One or two discs; Lionsgate Home Entertainment; $29.95/$34.98
By Michael S. Gant
Why cast shimmering-tressed golden girl Jessica Alba for The Eye, an American remake of a popular Pang brothers chiller, if you're going to give her stringy mousy-brown and keep her covered up? Her acting—devoid of the great packaging—is barely adequate to a paranormal tale of a blind violinist who gets cornea transplants (so why isn't it called The Eyes?) and then discovers that she's seeing the terrible visions that befell the orbs' original owner. The shocks are few and far between; how scary is a little kid who's lost his report card, really?
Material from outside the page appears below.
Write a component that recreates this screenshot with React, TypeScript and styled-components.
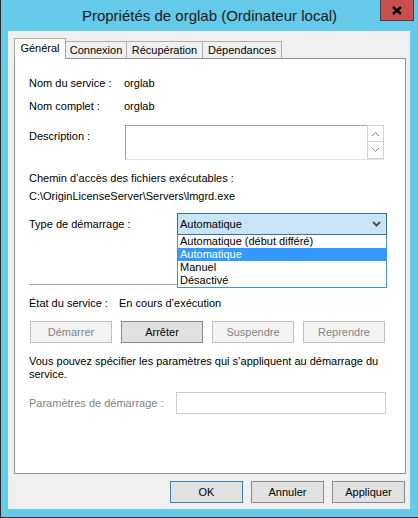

Parker Posey is wasted as the hapless sister, and Alesandro Nivola, as the first-skeptical, then-believing doctor, neglects to shave. Eventually, Alba's search for answers takes her to Mexico and a strange subplot about substandard work-safety rules—a covert critique of NAFTA perhaps? The disc comes with lots of minifeatures about the special effects and some mumbo-jumbo about ghosts and the walking dead. The best of these is a behind-the-scenes look at the shadowman, an impossibly skinny actor named Brett A. Haworth who shuffles along in front of a green screen with nothing to wear but spray-on skin-colored briefs. The planning for the big tanker-truck explosion scenes, including a lot of 3-D storyboarding with model cars, is more fascinating than the actual scene. The two-disc edition comes with a digital download for those who want to watch the movie on an MP3 player screen not much bigger than an ...eye.